◆ **Provided records**
········

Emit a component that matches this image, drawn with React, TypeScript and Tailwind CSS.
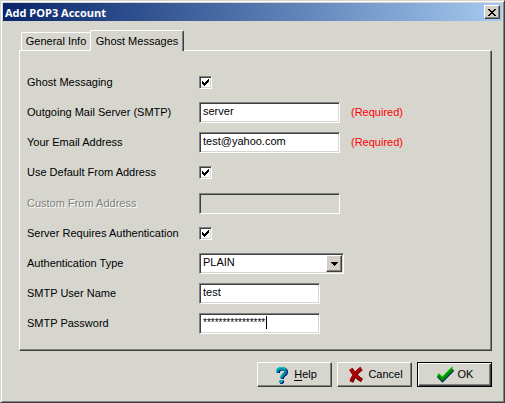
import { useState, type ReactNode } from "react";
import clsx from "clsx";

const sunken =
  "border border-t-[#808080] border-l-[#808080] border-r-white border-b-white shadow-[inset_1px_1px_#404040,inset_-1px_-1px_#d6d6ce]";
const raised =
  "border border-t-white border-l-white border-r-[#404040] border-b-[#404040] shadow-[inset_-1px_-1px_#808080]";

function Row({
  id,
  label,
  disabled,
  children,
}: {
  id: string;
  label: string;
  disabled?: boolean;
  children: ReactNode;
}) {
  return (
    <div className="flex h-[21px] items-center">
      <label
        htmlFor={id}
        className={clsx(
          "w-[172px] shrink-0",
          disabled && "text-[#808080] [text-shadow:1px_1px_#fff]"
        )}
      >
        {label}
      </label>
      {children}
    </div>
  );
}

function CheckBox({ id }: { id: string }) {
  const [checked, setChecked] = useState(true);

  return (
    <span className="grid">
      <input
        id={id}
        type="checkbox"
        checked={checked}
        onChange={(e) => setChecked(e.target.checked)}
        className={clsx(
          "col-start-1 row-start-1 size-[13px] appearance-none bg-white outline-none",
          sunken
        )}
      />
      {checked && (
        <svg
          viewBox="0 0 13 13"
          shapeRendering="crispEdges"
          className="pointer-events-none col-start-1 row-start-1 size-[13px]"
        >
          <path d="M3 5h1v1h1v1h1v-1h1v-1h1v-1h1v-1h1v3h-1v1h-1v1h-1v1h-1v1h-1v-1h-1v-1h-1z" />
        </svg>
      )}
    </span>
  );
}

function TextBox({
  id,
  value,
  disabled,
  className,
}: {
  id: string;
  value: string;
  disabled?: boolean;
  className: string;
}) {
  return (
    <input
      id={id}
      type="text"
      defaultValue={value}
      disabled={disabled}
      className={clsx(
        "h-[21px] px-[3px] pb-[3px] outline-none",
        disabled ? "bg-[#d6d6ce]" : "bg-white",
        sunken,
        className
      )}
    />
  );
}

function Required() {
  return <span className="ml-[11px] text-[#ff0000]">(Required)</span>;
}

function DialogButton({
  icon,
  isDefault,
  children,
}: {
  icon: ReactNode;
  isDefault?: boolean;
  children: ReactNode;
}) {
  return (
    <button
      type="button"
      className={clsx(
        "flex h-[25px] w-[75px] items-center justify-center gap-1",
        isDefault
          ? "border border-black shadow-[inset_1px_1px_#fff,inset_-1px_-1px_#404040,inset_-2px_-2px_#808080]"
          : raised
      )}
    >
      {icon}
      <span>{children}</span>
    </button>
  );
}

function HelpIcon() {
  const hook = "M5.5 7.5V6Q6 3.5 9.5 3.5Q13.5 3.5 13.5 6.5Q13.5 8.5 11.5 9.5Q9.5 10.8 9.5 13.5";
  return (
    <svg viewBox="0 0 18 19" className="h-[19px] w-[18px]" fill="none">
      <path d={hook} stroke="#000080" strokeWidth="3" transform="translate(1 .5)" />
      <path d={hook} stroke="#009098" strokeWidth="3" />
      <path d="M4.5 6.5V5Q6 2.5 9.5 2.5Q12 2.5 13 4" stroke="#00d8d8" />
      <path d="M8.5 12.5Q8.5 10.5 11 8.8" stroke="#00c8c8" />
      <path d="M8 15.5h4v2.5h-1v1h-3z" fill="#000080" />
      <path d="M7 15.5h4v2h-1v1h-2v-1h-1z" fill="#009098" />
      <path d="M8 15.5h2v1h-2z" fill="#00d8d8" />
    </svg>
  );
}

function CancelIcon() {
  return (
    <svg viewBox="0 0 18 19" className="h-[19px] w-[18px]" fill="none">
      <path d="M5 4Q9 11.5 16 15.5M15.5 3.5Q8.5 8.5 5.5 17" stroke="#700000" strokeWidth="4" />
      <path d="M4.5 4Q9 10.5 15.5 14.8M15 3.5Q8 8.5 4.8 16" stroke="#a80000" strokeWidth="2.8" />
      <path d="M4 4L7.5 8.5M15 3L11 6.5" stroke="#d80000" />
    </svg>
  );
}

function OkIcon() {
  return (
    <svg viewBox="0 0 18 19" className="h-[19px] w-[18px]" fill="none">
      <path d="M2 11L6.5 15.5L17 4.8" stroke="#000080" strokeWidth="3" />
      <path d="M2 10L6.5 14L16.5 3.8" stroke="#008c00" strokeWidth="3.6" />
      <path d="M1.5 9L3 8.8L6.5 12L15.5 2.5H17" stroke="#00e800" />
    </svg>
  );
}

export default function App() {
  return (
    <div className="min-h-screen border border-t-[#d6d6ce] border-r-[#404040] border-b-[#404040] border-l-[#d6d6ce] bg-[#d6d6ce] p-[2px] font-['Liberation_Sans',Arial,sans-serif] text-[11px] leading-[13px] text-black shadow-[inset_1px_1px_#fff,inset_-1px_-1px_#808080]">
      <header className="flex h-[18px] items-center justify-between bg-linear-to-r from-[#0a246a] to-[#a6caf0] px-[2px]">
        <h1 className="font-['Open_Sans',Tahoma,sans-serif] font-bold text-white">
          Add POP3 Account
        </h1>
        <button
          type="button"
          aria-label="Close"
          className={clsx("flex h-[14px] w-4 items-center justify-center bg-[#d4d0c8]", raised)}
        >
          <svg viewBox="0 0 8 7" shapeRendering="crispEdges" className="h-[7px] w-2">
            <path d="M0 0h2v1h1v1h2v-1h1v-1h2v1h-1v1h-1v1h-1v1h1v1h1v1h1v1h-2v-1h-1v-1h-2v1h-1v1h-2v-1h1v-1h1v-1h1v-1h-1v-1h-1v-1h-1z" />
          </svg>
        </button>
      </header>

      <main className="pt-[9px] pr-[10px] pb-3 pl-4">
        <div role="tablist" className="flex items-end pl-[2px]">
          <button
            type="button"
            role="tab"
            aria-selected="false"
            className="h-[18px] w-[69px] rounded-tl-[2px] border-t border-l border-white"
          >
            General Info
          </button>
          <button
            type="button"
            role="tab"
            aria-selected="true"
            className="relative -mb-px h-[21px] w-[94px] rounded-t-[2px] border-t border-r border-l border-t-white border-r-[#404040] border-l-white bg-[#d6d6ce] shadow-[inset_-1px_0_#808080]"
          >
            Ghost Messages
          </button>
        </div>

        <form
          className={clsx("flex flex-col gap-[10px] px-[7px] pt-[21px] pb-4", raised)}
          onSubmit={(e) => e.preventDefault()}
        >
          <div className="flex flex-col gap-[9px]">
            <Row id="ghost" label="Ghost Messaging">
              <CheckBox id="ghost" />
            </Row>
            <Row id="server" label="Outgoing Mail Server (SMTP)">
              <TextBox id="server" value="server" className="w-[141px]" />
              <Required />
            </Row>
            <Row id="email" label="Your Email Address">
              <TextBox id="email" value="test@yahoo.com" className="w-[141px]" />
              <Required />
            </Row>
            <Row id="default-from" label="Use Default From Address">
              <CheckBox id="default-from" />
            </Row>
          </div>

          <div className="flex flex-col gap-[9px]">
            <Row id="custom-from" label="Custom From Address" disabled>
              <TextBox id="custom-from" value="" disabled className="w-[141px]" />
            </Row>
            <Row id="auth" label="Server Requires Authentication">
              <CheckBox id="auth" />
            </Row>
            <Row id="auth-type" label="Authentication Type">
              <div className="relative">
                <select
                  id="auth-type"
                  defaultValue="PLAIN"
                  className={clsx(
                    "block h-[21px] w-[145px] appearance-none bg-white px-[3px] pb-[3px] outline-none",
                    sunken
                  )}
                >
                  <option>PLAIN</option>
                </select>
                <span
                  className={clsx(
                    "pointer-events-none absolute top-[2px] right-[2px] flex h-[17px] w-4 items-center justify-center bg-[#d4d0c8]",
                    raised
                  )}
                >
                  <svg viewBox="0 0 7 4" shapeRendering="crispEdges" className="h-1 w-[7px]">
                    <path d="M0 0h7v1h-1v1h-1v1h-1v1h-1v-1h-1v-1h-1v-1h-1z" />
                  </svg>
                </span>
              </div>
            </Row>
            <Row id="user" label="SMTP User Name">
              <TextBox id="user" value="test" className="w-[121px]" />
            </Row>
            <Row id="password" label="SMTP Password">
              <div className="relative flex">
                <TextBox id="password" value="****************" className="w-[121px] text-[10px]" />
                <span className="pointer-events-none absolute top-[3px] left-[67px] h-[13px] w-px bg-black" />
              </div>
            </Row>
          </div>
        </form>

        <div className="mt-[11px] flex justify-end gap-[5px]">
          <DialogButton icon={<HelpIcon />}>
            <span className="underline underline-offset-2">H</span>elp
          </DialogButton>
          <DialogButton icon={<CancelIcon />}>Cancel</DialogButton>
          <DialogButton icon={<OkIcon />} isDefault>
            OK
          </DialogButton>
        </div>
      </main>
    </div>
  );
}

········

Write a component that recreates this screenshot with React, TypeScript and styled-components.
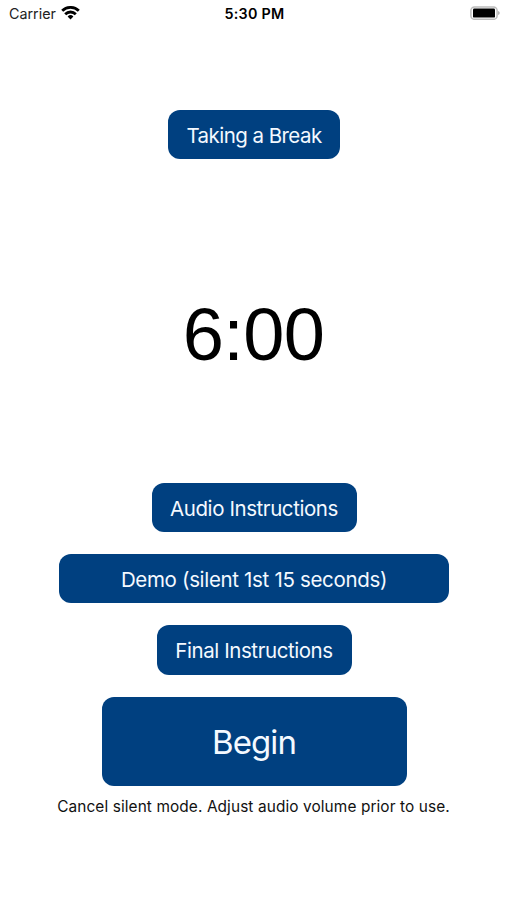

········

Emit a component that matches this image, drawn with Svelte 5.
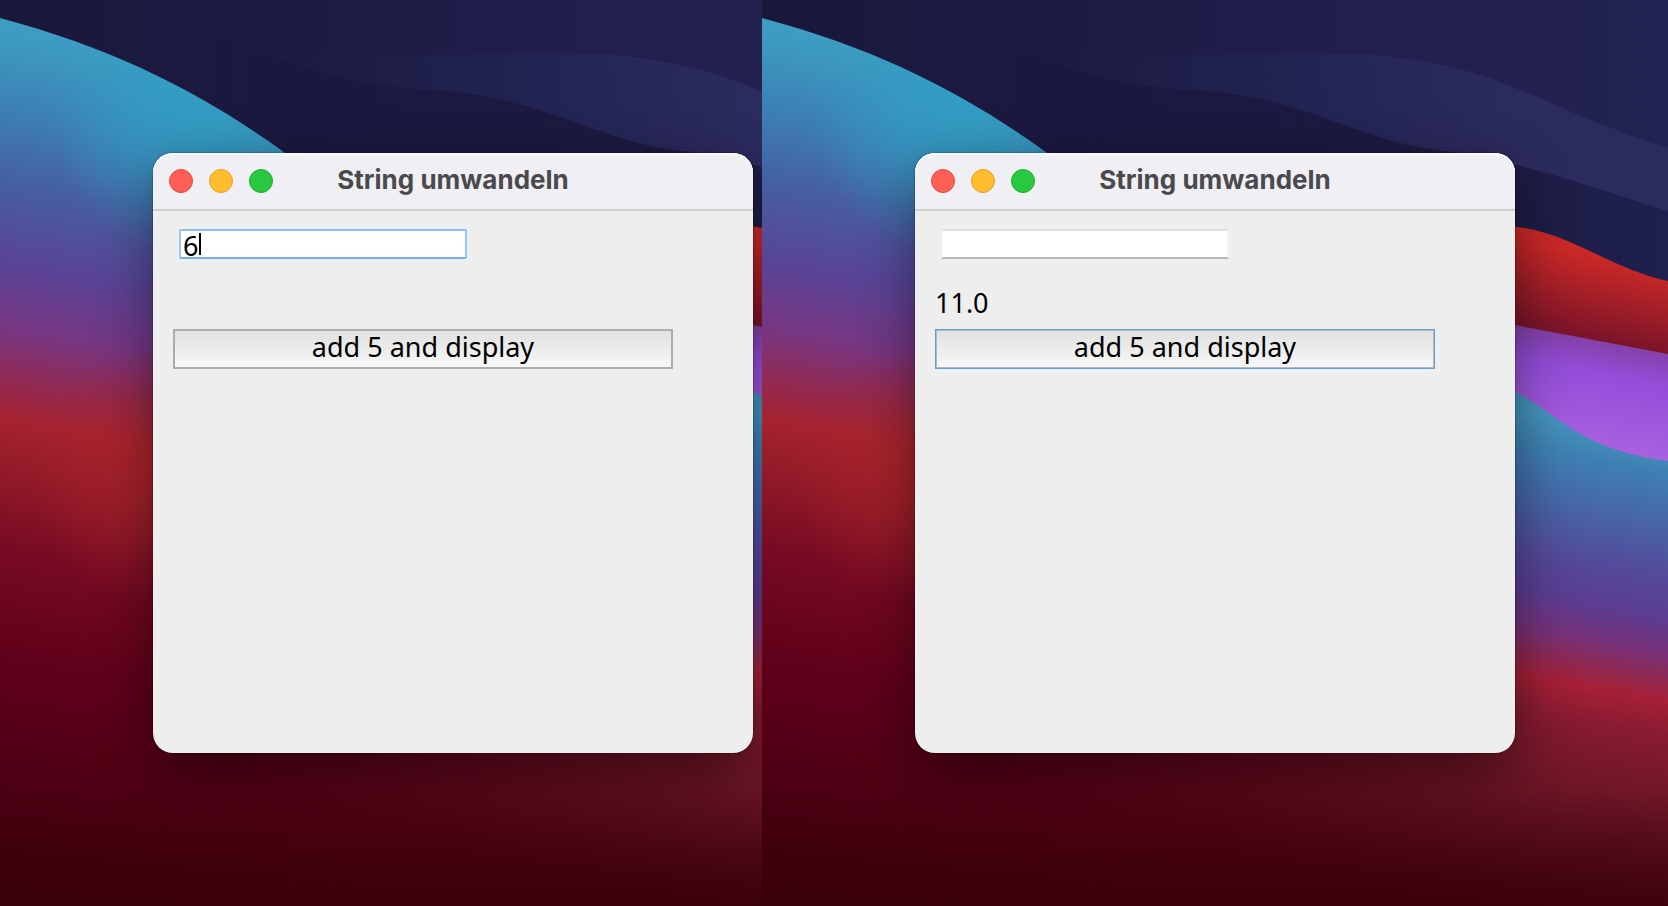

········

◆ **Goal**
Write down exactly what the lines above say, from the line holding "and Tailwind CSS." through the line holding "const [checked, setChecked]", and nothing more. Do not copy the pictures.

◆ **Response for this exercise**
Emit a component that matches this image, drawn with React, TypeScript and Tailwind CSS.
import { useState, type ReactNode } from "react";
import clsx from "clsx";

const sunken =
  "border border-t-[#808080] border-l-[#808080] border-r-white border-b-white shadow-[inset_1px_1px_#404040,inset_-1px_-1px_#d6d6ce]";
const raised =
  "border border-t-white border-l-white border-r-[#404040] border-b-[#404040] shadow-[inset_-1px_-1px_#808080]";

function Row({
  id,
  label,
  disabled,
  children,
}: {
  id: string;
  label: string;
  disabled?: boolean;
  children: ReactNode;
}) {
  return (
    <div className="flex h-[21px] items-center">
      <label
        htmlFor={id}
        className={clsx(
          "w-[172px] shrink-0",
          disabled && "text-[#808080] [text-shadow:1px_1px_#fff]"
        )}
      >
        {label}
      </label>
      {children}
    </div>
  );
}

function CheckBox({ id }: { id: string }) {
  const [checked, setChecked] = useState(true);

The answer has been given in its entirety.